CR7 e o problema de ser maior que Portugal

A Nokia nasceu num pequeno país periférico, alcançou o mundo e tornou-se maior que a Finlândia. Tal como Cristiano Ronaldo, em relação a Portugal.

Ouça este artigo
00:00
04:13

Na ressaca da derrota de Portugal no Euro 2024, e observando a prestação de Cristiano Ronaldo na seleção, não consigo deixar de o associar ao fenómeno Nokia na Finlândia.

No início da década de 1990, a Nokia, uma empresa então conhecida pelo fabrico de pneus, estava prestes a transformar-se numa gigante global do setor de telecomunicações. Esta mudança estratégica, suportada pelo pioneirismo do sistema Nordic Mobile Telephone, posicionou a Nokia na vanguarda da revolução das comunicações móveis. Nos anos 2000, a Nokia estava no auge, um caso de estudo de liderança visionária, inovação, e excelência estratégica. Dominava o mercado global de telemóveis com uma quota superior a 40%. Um monstro comercial e logístico. O sucesso da Nokia era fonte de orgulho nacional. A empresa que antes se deixava timidamente confundir com uma marca japonesa era agora ostensivamente reivindicada como uma marca Finlandesa. A empresa que nasceu num pequeno país periférico alcançou o mundo e tornou-se maior que a Finlândia. Tal como Cristiano Ronaldo em relação a Portugal.
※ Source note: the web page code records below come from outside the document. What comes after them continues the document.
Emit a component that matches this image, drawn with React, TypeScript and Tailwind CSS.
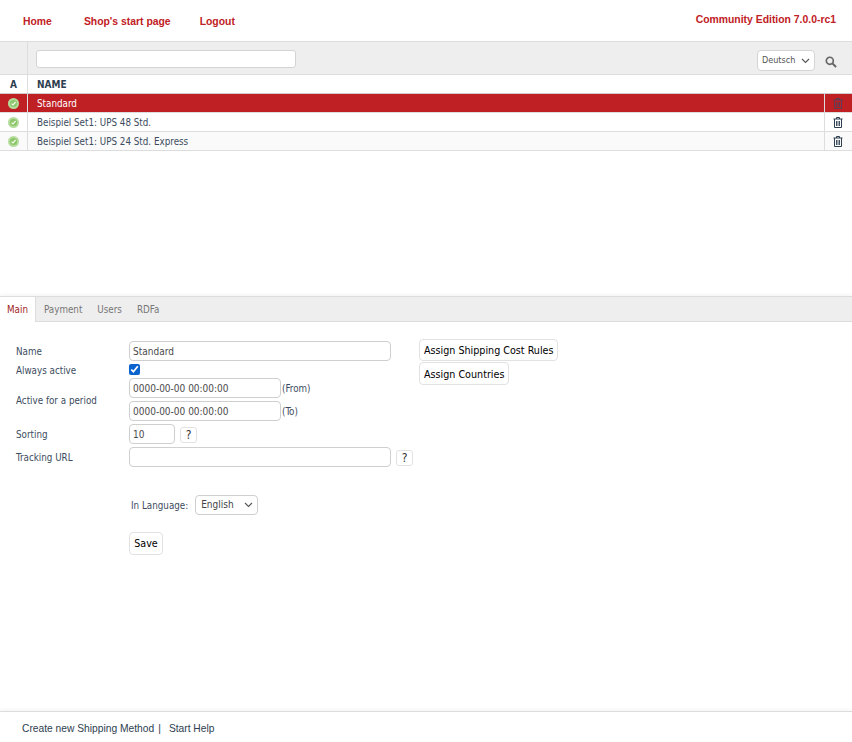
import React from "react";

const tahoma = "font-['DejaVu_Sans_Condensed','DejaVu_Sans',sans-serif]";
const arial = "font-['Liberation_Sans',sans-serif]";
const inputCls = "h-[20px] rounded-[4px] border border-[#cfcfcf] bg-white px-[3px] pt-[1px] text-[10px] text-[#4a4a4a] outline-none";

function Status() {
  return (
    <svg width="11" height="11" viewBox="0 0 11 11" className="block">
      <circle cx="5.5" cy="5.5" r="5.5" fill="#b4dc9c" />
      <circle cx="5.5" cy="5.5" r="3.6" fill="#8cc66a" />
      <path d="M3.5 5.6 L5 7 L7.6 4" fill="none" stroke="#f4faef" strokeWidth="1.2" />
    </svg>
  );
}

function Trash({ color }: { color: string }) {
  return (
    <svg width="10" height="11" viewBox="0 0 10 11" className="block" fill="none" stroke={color}>
      <path d="M0.5 2 H9.5" strokeWidth="1" />
      <path d="M3.5 2 V0.5 H6.5 V2" strokeWidth="1" />
      <path d="M1.5 2 V10.5 H8.5 V2" strokeWidth="1" />
      <path d="M3.5 4 V9 M5 4 V9 M6.5 4 V9" strokeWidth="0.9" />
    </svg>
  );
}

function Chevron() {
  return (
    <svg width="9" height="6" viewBox="0 0 9 6" fill="none" stroke="#555" strokeWidth="1.1" className="pointer-events-none absolute right-[5px] top-1/2 -translate-y-1/2">
      <path d="M1 1 L4.5 4.5 L8 1" />
    </svg>
  );
}

function Row({ name, selected, alt }: { name: string; selected?: boolean; alt?: boolean }) {
  const bg = selected ? "bg-[#bf2024]" : alt ? "bg-[#fafafa]" : "bg-white";
  return (
    <div className={`flex h-[19px] border-b border-[#dddddd] ${bg}`}>
      <div className="flex w-[28px] items-center justify-center border-r border-[#dddddd]">
        <Status />
      </div>
      <div className={`flex-1 pl-[9px] text-[9.75px] leading-[19px] ${selected ? "text-white" : "text-[#3c4c5e]"}`}>{name}</div>
      <div className="flex w-[28px] items-center justify-center border-l border-[#dddddd] pr-[1px]">
        <Trash color={selected ? "#5a3d55" : "#2d3e50"} />
      </div>
    </div>
  );
}

function Help() {
  return (
    <button className="flex h-[16px] w-[17px] items-center justify-center rounded-[3px] border border-[#e2e2e2] bg-white text-[12px] text-[#333]">?</button>
  );
}

function Label({ children, className = "" }: { children: React.ReactNode; className?: string }) {
  return <div className={`w-[113px] shrink-0 text-[9.75px] text-[#3c4c5e] ${className}`}>{children}</div>;
}

export default function App() {
  return (
    <div className={`flex h-[742px] w-[852px] flex-col overflow-hidden bg-white ${tahoma}`}>
      <header className={`flex h-[41px] shrink-0 items-start justify-between pl-[23px] pr-[16px] text-[10.4px] font-bold text-[#bf2024] ${arial}`}>
        <nav className="mt-[15px] flex gap-[32px] leading-[13px]">
          <span>Home</span>
          <span>Shop's start page</span>
          <span className="-ml-[3px]">Logout</span>
        </nav>
        <div className="mt-[13px] leading-[13px]">Community Edition 7.0.0-rc1</div>
      </header>

      <div className="flex h-[34px] shrink-0 border-y border-[#dddddd] bg-[#eeeeee]">
        <div className="w-[28px] border-r border-[#dddddd]" />
        <div className="flex flex-1 items-start justify-between pl-[8px] pr-[15px] pt-[8px]">
          <input className="h-[18px] w-[260px] rounded-[3px] border border-[#d4d4d4] bg-white" />
          <div className="flex items-center gap-[10px]">
            <div className="relative">
              <select className="block h-[21px] w-[58px] appearance-none rounded-[4px] border border-[#d4d4d4] bg-white pl-[4px] text-[9px] text-[#555]">
                <option>Deutsch</option>
              </select>
              <Chevron />
            </div>
            <svg width="12" height="12" viewBox="0 0 13 13" fill="none" stroke="#666" strokeWidth="1.8" className="mt-[2px]">
              <circle cx="5.2" cy="5.2" r="3.8" />
              <path d="M8 8 L12 12" strokeWidth="2.2" />
            </svg>
          </div>
        </div>
      </div>

      <div className="flex h-[19px] shrink-0 border-b border-[#cccccc] text-[10px] font-bold leading-[19px] text-[#2d3e50]">
        <div className="w-[28px] border-r border-[#dddddd] text-center">A</div>
        <div className="flex-1 pl-[9px]">NAME</div>
      </div>
      <Row name="Standard" selected />
      <Row name="Beispiel Set1: UPS 48 Std." />
      <Row name="Beispiel Set1: UPS 24 Std. Express" alt />

      <div className="h-[145px] shrink-0" />

      <div className="flex h-[26px] shrink-0 border-y border-[#dddddd] bg-[#eeeeee] text-[9.75px] leading-[25px] text-[#777] shadow-[0_-2px_3px_rgba(0,0,0,0.04)]">
        <div className="-mb-[1px] w-[36px] border-r border-[#dddddd] bg-white text-center text-[#a11c20]">Main</div>
        <div className="ml-[8px] flex gap-[15px]">
          <span>Payment</span>
          <span>Users</span>
          <span>RDFa</span>
        </div>
      </div>

      <main className="flex-1 pl-[16px] pt-[18px]">
        <div className="flex items-start">
          <div className="w-[403px] shrink-0">
            <div className="flex h-[21px] items-center">
              <Label className="mt-[3px]">Name</Label>
              <input className={`${inputCls} w-[262px]`} defaultValue="Standard" />
            </div>
            <div className="flex h-[16px] items-center">
              <Label className="mt-[4px]">Always active</Label>
              <input type="checkbox" defaultChecked className="h-[11px] w-[11px] accent-[#0b63ce]" />
            </div>
            <div className="mt-[1px] flex items-center">
              <Label className="mt-[3px]">Active for a period</Label>
              <div className="flex flex-col gap-[3px]">
                <div className="flex items-center gap-[1px]">
                  <input className={`${inputCls} w-[152px]`} defaultValue="0000-00-00 00:00:00" />
                  <span className="mt-[3px] text-[9.75px] text-[#3c4c5e]">(From)</span>
                </div>
                <div className="flex items-center gap-[1px]">
                  <input className={`${inputCls} w-[152px]`} defaultValue="0000-00-00 00:00:00" />
                  <span className="mt-[2px] text-[9.75px] text-[#3c4c5e]">(To)</span>
                </div>
              </div>
            </div>
            <div className="mt-[3px] flex h-[20px] items-center">
              <Label className="mt-[3px]">Sorting</Label>
              <input className={`${inputCls} w-[46px]`} defaultValue="10" />
              <div className="ml-[5px] mt-[1px]"><Help /></div>
            </div>
            <div className="mt-[3px] flex h-[20px] items-center">
              <Label className="mt-[3px]">Tracking URL</Label>
              <input className={`${inputCls} w-[262px]`} />
              <div className="ml-[5px] mt-[1px]"><Help /></div>
            </div>
            <div className="ml-[115px] mt-[28px] flex h-[20px] items-center gap-[7px]">
              <span className="mt-[2px] text-[9.75px] text-[#3c4c5e]">In Language:</span>
              <div className="relative">
                <select className="block h-[20px] w-[63px] appearance-none rounded-[4px] border border-[#cfcfcf] bg-white pb-[2px] pl-[5px] text-[10px] text-[#444]">
                  <option>English</option>
                </select>
                <Chevron />
              </div>
            </div>
            <button className="ml-[113px] mt-[17px] h-[23px] w-[34px] rounded-[4px] border border-[#e2e2e2] bg-white pt-[1px] text-[10.67px] text-black">Save</button>
          </div>
          <div className="flex flex-col items-start gap-[1px] text-[10.67px] text-black">
            <button className="-mt-[1px] h-[22px] rounded-[4px] border border-[#e2e2e2] bg-white px-[4px] pt-[1px]">Assign Shipping Cost Rules</button>
            <button className="h-[23px] rounded-[4px] border border-[#e2e2e2] bg-white px-[4px] pt-[2px]">Assign Countries</button>
          </div>
        </div>
      </main>

      <footer className={`flex h-[31px] shrink-0 items-center gap-[4px] border-t border-[#dddddd] pl-[22px] pt-[3px] text-[10.25px] text-[#2d3e50] shadow-[0_-2px_3px_rgba(0,0,0,0.04)] ${arial}`}>
        <span>Create new Shipping Method</span>
        <span>|</span>
        <span className="ml-[4px]">Start Help</span>
      </footer>
    </div>
  );
}
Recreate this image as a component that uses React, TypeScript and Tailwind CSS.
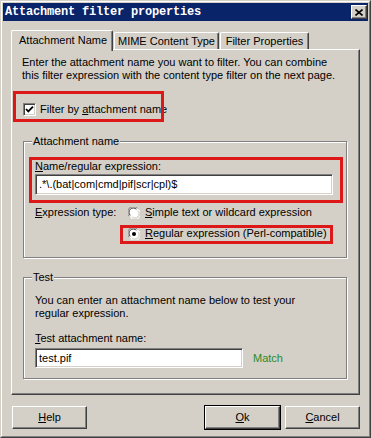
import type { ReactNode } from "react";

const raised =
  "border border-t-white border-l-white border-r-[#404040] border-b-[#404040] shadow-[inset_-1px_-1px_0_#808080]";
const sunken =
  "border border-t-[#808080] border-l-[#808080] border-r-white border-b-white shadow-[inset_1px_1px_0_#404040,inset_-1px_-1px_0_#d4d0c8]";

const U = ({ children }: { children: ReactNode }) => <span className="underline underline-offset-[1px]">{children}</span>;

const Radio = ({ checked }: { checked?: boolean }) => (
  <svg width="12" height="12" viewBox="0 0 12 12" className="shrink-0">
    <circle cx="6" cy="6" r="5.5" fill="#ffffff" />
    <path d="M1.2 9.2 A5.5 5.5 0 0 1 9.2 1.2" stroke="#808080" strokeWidth="1" fill="none" />
    <path d="M2.3 8.4 A4.3 4.3 0 0 1 8.4 2.3" stroke="#404040" strokeWidth="1" fill="none" />
    <path d="M10.8 2.8 A5.5 5.5 0 0 1 2.8 10.8" stroke="#ffffff" strokeWidth="1" fill="none" />
    <path d="M9.7 3.6 A4.3 4.3 0 0 1 3.6 9.7" stroke="#d4d0c8" strokeWidth="1" fill="none" />
    {checked && <circle cx="6" cy="6" r="2" fill="#000" />}
  </svg>
);

const Group = ({ title, children, className }: { title: string; children: ReactNode; className?: string }) => (
  <fieldset
    className={`w-[324px] ml-px border border-[#808080] shadow-[1px_1px_0_#fff,inset_1px_1px_0_#fff] px-[11px] ${className ?? ""}`}
  >
    <legend className="-ml-[3px] px-px bg-[#d4d0c8]">{title}</legend>
    {children}
  </fieldset>
);

const Button = ({ children, primary }: { children: ReactNode; primary?: boolean }) => (
  <button
    className={`w-[75px] h-[23px] flex items-center justify-center bg-[#d4d0c8] ${
      primary
        ? "outline outline-1 outline-black border border-t-white border-l-white border-r-[#404040] border-b-[#404040] shadow-[inset_-1px_-1px_0_#808080]"
        : raised
    }`}
  >
    {children}
  </button>
);

export default function App() {
  return (
    <div className="relative w-[371px] h-[438px] bg-[#d4d0c8] border border-t-[#d4d0c8] border-l-[#d4d0c8] border-r-[#404040] border-b-[#404040] font-['Liberation_Sans',Arial,sans-serif] text-[11px] leading-[13px] text-black">
      <div className="h-full flex flex-col border border-t-white border-l-white border-r-[#808080] border-b-[#808080] p-px">
        {/* title bar */}
        <div className="h-[18px] shrink-0 bg-[#0a246a] flex items-center justify-between pl-[2px] pr-[1px]">
          <span className="font-['Liberation_Mono',monospace] font-bold text-[12px] tracking-[-0.2px] text-white">
            Attachment filter properties
          </span>
          <div className={`w-[16px] h-[14px] bg-[#d4d0c8] flex items-center justify-center ${raised}`}>
            <svg width="8" height="7" viewBox="0 0 8 7">
              <path d="M0.5 0.5 L7.5 6.5 M7.5 0.5 L0.5 6.5" stroke="#000" strokeWidth="1.6" />
            </svg>
          </div>
        </div>

        <div className="px-[8px] pt-[9px]">
          {/* tabs */}
          <div className="relative z-10 flex items-end h-[19px]">
            <div className="w-[102px] h-[21px] -mb-[2px] bg-[#d4d0c8] border-t border-l border-r border-t-white border-l-white border-r-[#404040] rounded-t-[2px] shadow-[inset_-1px_0_0_#808080] pl-[7px] pt-[3px]">
              Attachment Name
            </div>
            <div className="ml-px w-[105px] h-[17px] border-t border-l border-r border-t-white border-l-white border-r-[#404040] rounded-t-[2px] shadow-[inset_-1px_0_0_#808080] flex justify-center pt-[2px]">
              MIME Content Type
            </div>
            <div className="ml-px w-[89px] h-[17px] border-t border-l border-r border-t-white border-l-white border-r-[#404040] rounded-t-[2px] shadow-[inset_-1px_0_0_#808080] flex justify-center pt-[2px]">
              Filter Properties
            </div>
          </div>

          {/* panel */}
          <div className={`w-[349px] h-[346px] ${raised} pl-[10px] pt-[6px]`}>
            <p>
              Enter the attachment name you want to filter. You can combine
              <br />
              this filter expression with the content type filter on the next page.
            </p>

            <label className="mt-[21px] ml-px flex items-center gap-[4px]">
              <span className={`w-[13px] h-[13px] bg-white flex items-center justify-center ${sunken}`}>
                <svg width="9" height="9" viewBox="0 0 9 9">
                  <path d="M1 4 L3.3 6.4 L8 1.6" stroke="#000" strokeWidth="1.8" fill="none" />
                </svg>
              </span>
              <span>
                Filter by <U>a</U>ttachment name
              </span>
            </label>

            <Group title="Attachment name" className="mt-[19px] pt-[12px] pb-[17px]">
              <div>
                <U>N</U>ame/regular expression:
              </div>
              <div className={`mt-px w-[298px] h-[21px] bg-white flex items-center pl-[3px] ${sunken}`}>
                .*\.(bat|com|cmd|pif|scr|cpl)$
              </div>
              <div className="mt-[11px] flex items-center">
                <span className="w-[93px]">
                  <U>E</U>xpression type:
                </span>
                <Radio />
                <span className="ml-[5px]">
                  <U>S</U>imple text or wildcard expression
                </span>
              </div>
              <div className="mt-[8px] pl-[93px] flex items-center">
                <Radio checked />
                <span className="ml-[5px]">
                  <U>R</U>egular expression (Perl-compatible)
                </span>
              </div>
            </Group>

            <Group title="Test" className="mt-[13px] pt-[10px] pb-[10px]">
              <p>
                You can enter an attachment name below to test your
                <br />
                regular expression.
              </p>
              <div className="mt-[12px]">
                <U>T</U>est attachment name:
              </div>
              <div className="mt-[3px] flex items-center">
                <div className={`w-[208px] h-[20px] bg-white flex items-center pl-[3px] ${sunken}`}>test.pif</div>
                <span className="ml-[10px] text-[#2a8a2a]">Match</span>
              </div>
            </Group>
          </div>

          {/* buttons */}
          <div className="mt-[11px] flex items-center">
            <div className="ml-px">
              <Button>
                <U>H</U>elp
              </Button>
            </div>
            <div className="ml-auto flex gap-[5px]">
              <Button primary>
                <U>O</U>k
              </Button>
              <Button>
                <U>C</U>ancel
              </Button>
            </div>
          </div>
        </div>
      </div>

      {/* red annotation boxes */}
      <div className="absolute left-[12px] top-[90px] w-[151px] h-[31px] border-[3px] border-[#dc1818]" />
      <div className="absolute left-[28px] top-[156px] w-[314px] h-[46px] border-[3px] border-[#dc1818]" />
      <div className="absolute left-[119px] top-[224px] w-[213px] h-[19px] border-[3px] border-[#dc1818]" />
    </div>
  );
}
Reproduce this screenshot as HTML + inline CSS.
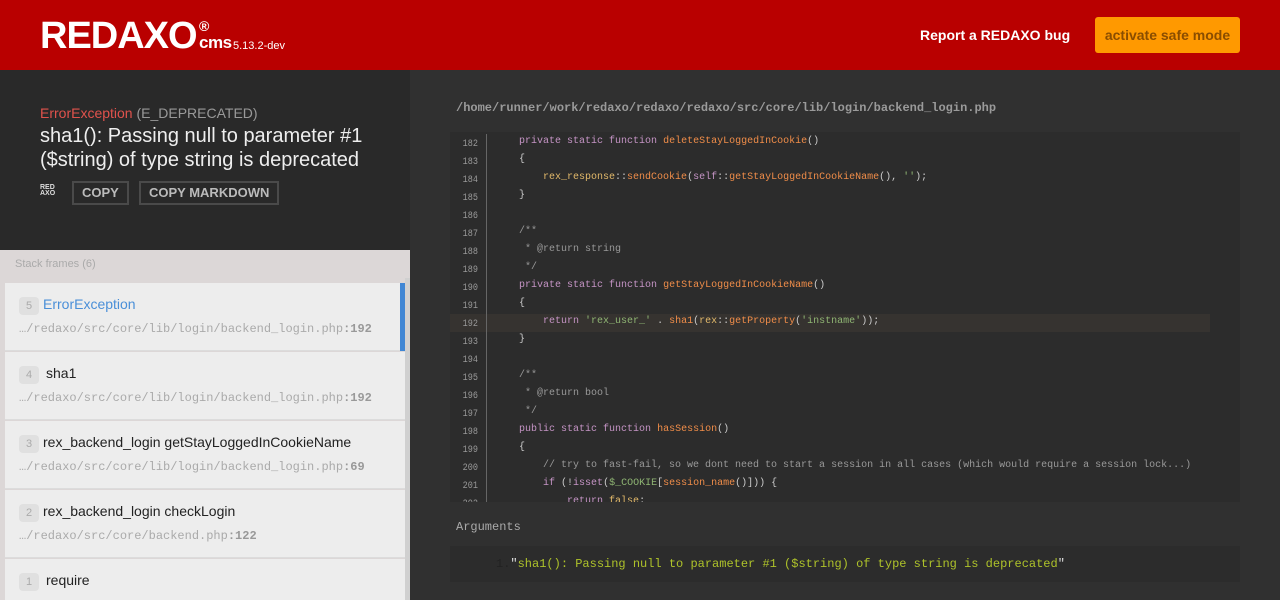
<!DOCTYPE html>
<html><head><meta charset="utf-8"><style>
*{margin:0;padding:0;box-sizing:border-box}
html{width:1280px;height:600px;overflow:hidden}
body{width:1280px;height:600px;overflow:hidden;background:#303030;font-family:"Liberation Sans",sans-serif;position:relative}
.hdr{position:absolute;left:0;top:0;width:1280px;height:70px;background:#b90000}
.logo{position:absolute;left:40px;top:15px;color:#fff;font:bold 38px "Liberation Sans",sans-serif;letter-spacing:-1px}
.reg{position:absolute;left:199px;top:18px;color:#fff;font:bold 14px "Liberation Sans"}
.cms{position:absolute;left:199px;top:33px;color:#fff;font:bold 17px "Liberation Sans";letter-spacing:-0.5px}
.ver{position:absolute;left:233px;top:40px;color:#fff;font:11px "Liberation Sans"}
.bug{position:absolute;left:920px;top:27px;color:#fff;font:bold 14px "Liberation Sans"}
.safe{position:absolute;left:1095px;top:17px;width:145px;height:36px;background:#ff9900;border-radius:3px;color:#8a4d00;font:bold 14px "Liberation Sans";text-align:center;line-height:36px}
.left{position:absolute;left:0;top:70px;width:410px;height:180px;background:#292929}
.etype{position:absolute;left:40px;top:105px;font-size:14px;color:#999}
.etype b{font-weight:normal;color:#e0524c}
.emsg{position:absolute;left:40px;top:124px;width:360px;font-size:20px;line-height:24px;color:#eee}
.mini{position:absolute;left:40px;top:185px;color:#ddd;font:900 7px/6px "Liberation Sans"}
.btn{position:absolute;top:181px;height:24px;border:2px solid #4a4a4a;color:#bbb;font:bold 13px/20px "Liberation Sans";padding:0 8px}
.stackhd{position:absolute;left:0;top:250px;width:410px;height:350px;background:#dcd7d7;overflow:hidden}
.stackhd span{position:absolute;left:15px;top:8px;font-size:11px;color:#aaa}
.sb{position:absolute;left:405px;top:28px;width:5px;height:322px;background:#d0d0d0}
.fr{position:absolute;left:5px;width:400px;height:68px;background:#ededed;border-bottom:1px solid #dcdcdc}
.num{position:absolute;left:14px;top:14px;width:20px;height:18px;background:#e0e0e0;border-radius:4px;color:#aaa;font-size:11px;text-align:center;line-height:18px}
.fn{position:absolute;left:38px;top:13px;font-size:14px;color:#222}
.fp{position:absolute;left:14px;top:39px;font:12px "Liberation Mono",monospace;color:#aaa}
.fp b{color:#999}
.path{position:absolute;left:456px;top:101px;font:bold 12px "Liberation Mono",monospace;color:#9a9a9a}
.code{position:absolute;left:450px;top:132px;width:790px;height:370px;background:#2c2c2c;overflow:hidden}
.ln{position:absolute;left:0;width:28px;text-align:right;font:10px "Liberation Mono",monospace;color:#999;transform:scaleX(.85);transform-origin:right}
.bar{position:absolute;left:36px;top:2px;width:1px;height:368px;background:#666}
.cl{position:absolute;left:45px;top:1px;font:10px/18px "Liberation Mono",monospace;color:#ccc;white-space:pre}
.hl{position:absolute;left:0;top:182px;width:760px;height:18px;background:#363330}
.k{color:#c594c5}.f{color:#f08d49}.y{color:#e2b96a}.s{color:#8fb573}.c{color:#999}
.argh{position:absolute;left:456px;top:520px;font:12px "Liberation Mono",monospace;color:#aaa}
.args{position:absolute;left:450px;top:546px;width:790px;height:36px;background:#2c2c2c;font:12px/36px "Liberation Mono",monospace;color:#aec22a}
</style></head><body>
<div class="hdr">
<div class="logo">REDAXO</div><div class="reg">®</div><div class="cms">cms</div><div class="ver">5.13.2-dev</div>
<div class="bug">Report a REDAXO bug</div>
<div class="safe">activate safe mode</div>
</div>
<div class="left"></div>
<div class="etype"><b>ErrorException</b> (E_DEPRECATED)</div>
<div class="emsg">sha1(): Passing null to parameter #1 ($string) of type string is deprecated</div>
<div class="mini">RED<br>AXO</div>
<div class="btn" style="left:72px">COPY</div>
<div class="btn" style="left:139px">COPY MARKDOWN</div>
<div class="stackhd"><span>Stack frames (6)</span><div class="sb"></div>
<div class="fr" style="top:33px"><div class="num">5</div><div class="fn" style="color:#4a8fd8">ErrorException</div><div class="fp">…/redaxo/src/core/lib/login/backend_login.php<b>:192</b></div><div style="position:absolute;right:0;top:0;width:5px;height:68px;background:#3f86d4"></div></div>
<div class="fr" style="top:102px"><div class="num">4</div><div class="fn" style="left:41px">sha1</div><div class="fp">…/redaxo/src/core/lib/login/backend_login.php<b>:192</b></div></div>
<div class="fr" style="top:171px"><div class="num">3</div><div class="fn">rex_backend_login getStayLoggedInCookieName</div><div class="fp">…/redaxo/src/core/lib/login/backend_login.php<b>:69</b></div></div>
<div class="fr" style="top:240px"><div class="num">2</div><div class="fn">rex_backend_login checkLogin</div><div class="fp">…/redaxo/src/core/backend.php<b>:122</b></div></div>
<div class="fr" style="top:309px"><div class="num">1</div><div class="fn" style="left:41px">require</div></div>
</div>
<div class="path">/home/runner/work/redaxo/redaxo/redaxo/src/core/lib/login/backend_login.php</div>
<div class="code">
<div class="hl"></div>
<div class="bar"></div>
<div class="ln" style="top:7px">182</div><div class="ln" style="top:25px">183</div><div class="ln" style="top:43px">184</div><div class="ln" style="top:61px">185</div><div class="ln" style="top:79px">186</div><div class="ln" style="top:97px">187</div><div class="ln" style="top:115px">188</div><div class="ln" style="top:133px">189</div><div class="ln" style="top:151px">190</div><div class="ln" style="top:169px">191</div><div class="ln" style="top:187px">192</div><div class="ln" style="top:205px">193</div><div class="ln" style="top:223px">194</div><div class="ln" style="top:241px">195</div><div class="ln" style="top:259px">196</div><div class="ln" style="top:277px">197</div><div class="ln" style="top:295px">198</div><div class="ln" style="top:313px">199</div><div class="ln" style="top:331px">200</div><div class="ln" style="top:349px">201</div><div class="ln" style="top:367px">202</div>
<div class="cl">    <span class="k">private static function</span> <span class="f">deleteStayLoggedInCookie</span>()
    {
        <span class="y">rex_response</span>::<span class="f">sendCookie</span>(<span class="k">self</span>::<span class="f">getStayLoggedInCookieName</span>(), <span class="s">''</span>);
    }

    <span class="c">/**
     * @return string
     */</span>
    <span class="k">private static function</span> <span class="f">getStayLoggedInCookieName</span>()
    {
        <span class="k">return</span> <span class="s">'rex_user_'</span> . <span class="f">sha1</span>(<span class="y">rex</span>::<span class="f">getProperty</span>(<span class="s">'instname'</span>));
    }

    <span class="c">/**
     * @return bool
     */</span>
    <span class="k">public static function</span> <span class="f">hasSession</span>()
    {
        <span class="c">// try to fast-fail, so we dont need to start a session in all cases (which would require a session lock...)</span>
        <span class="k">if</span> (!<span class="k">isset</span>(<span class="s">$_COOKIE</span>[<span class="f">session_name</span>()])) {
            <span class="k">return</span> <span class="y">false</span>;</div>
</div>
<div class="argh">Arguments</div>
<div class="args"><span style="color:#222;margin-left:46px">1.</span><span style="color:#ddd">"</span>sha1(): Passing null to parameter #1 ($string) of type string is deprecated<span style="color:#ddd">"</span></div>
</body></html>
Cristiano Ronaldo é o melhor jogador da história do futebol mundial. Um atleta de excelência e um exemplo de disciplina profissional. Os seus números são impressionantes, quer no campo desportivo quer no âmbito social. Quase mil golos marcados e um sem número de recordes batidos fazem dele um monstro do futebol. Cerca de 800 milhões de seguidores nas redes sociais transformam-no num ícone global. Julgo não haver nenhum de nós que, quando diz ser português, no estrangeiro, não ouça "Cristiano Ronaldo" nas primeiras palavras do interlocutor. O jovem nascido numa ilha de um país periférico, com um nome timidamente a lembrar outro gigante brasileiro do futebol, coloca bem alto o nome de Portugal nos cantos mais recônditos do mundo. Cristiano Ronaldo tornou-se maior que o seu país. E isto é um problema.

A Nokia já não é mais a empresa-bandeira da Finlândia. O país que outrora prosperou atrelado ao sucesso global da Nokia acabou por se ressentir do declínio da empresa. O tempo em que a Nokia se confundia com o Estado finlandês, ora influenciando políticas públicas ora acatando propostas de criação de emprego qualificado em áreas remotas do país, deu lugar a um período de crise conjunta. As boas decisões estratégicas logo se tornaram nas piores decisões possíveis. A mais conhecida é a recusa da Nokia em migrar o seu sistema operativo para Android em 2010. Em 2015, passados 20 anos do seu primeiro sucesso comercial, a Nokia deixou de ser finlandesa.

O Euro 2024 marcou 20 anos de carreira do Cristiano Ronaldo em campeonatos europeus. Nas duas legiões de pró e anti-CR7 encontram-se argumentos de toda a espécie quando a discussão é o seu desempenho na seleção nacional. Não é aqui intenção colocarmo-nos em qualquer destes dois lados, mas a realidade é uma só: Portugal já não está no Europeu. Também não é aqui intenção assacar responsabilidades e consequências das boas ou más decisões do jogador e do treinador, mas não se deve confundir o jogador com a seleção. No final do jogo, o que conta para o resultado é o desempenho dos jogadores, e não o que eles representam.

Hoje, a Finlândia é um dos maiores e melhores ecossistemas de tecnologia da Europa e do mundo. Esse sucesso em muito se deve à rede empresarial global criada pela Nokia. Muitos dos seus funcionários fundaram empresas de tecnologia que hoje são referências mundiais de qualidade tecnológica. Nenhuma destas empresas alcança a dimensão que a Nokia alcançou. Nenhuma destas empresas é maior que a Finlândia.

Hoje, a notoriedade mundial do CR7 mantém-se avassaladora. E todos desejamos que a qualidade do futebol português sobreviva a Cristiano Ronaldo. Há muitos jogadores talentosos na nossa seleção, no nosso país, e por esse mundo afora. Nenhum deles tem a notoriedade nem os recordes do CR7. Nenhum deles é maior que Portugal. No entanto, o seu conjunto pode fazer de Portugal o melhor ecossistema de sempre do futebol mundial. E o Cristiano Ronaldo não pode ficar fora desta ambição. Talvez não o jogador, decididamente sim o português enorme que ele é.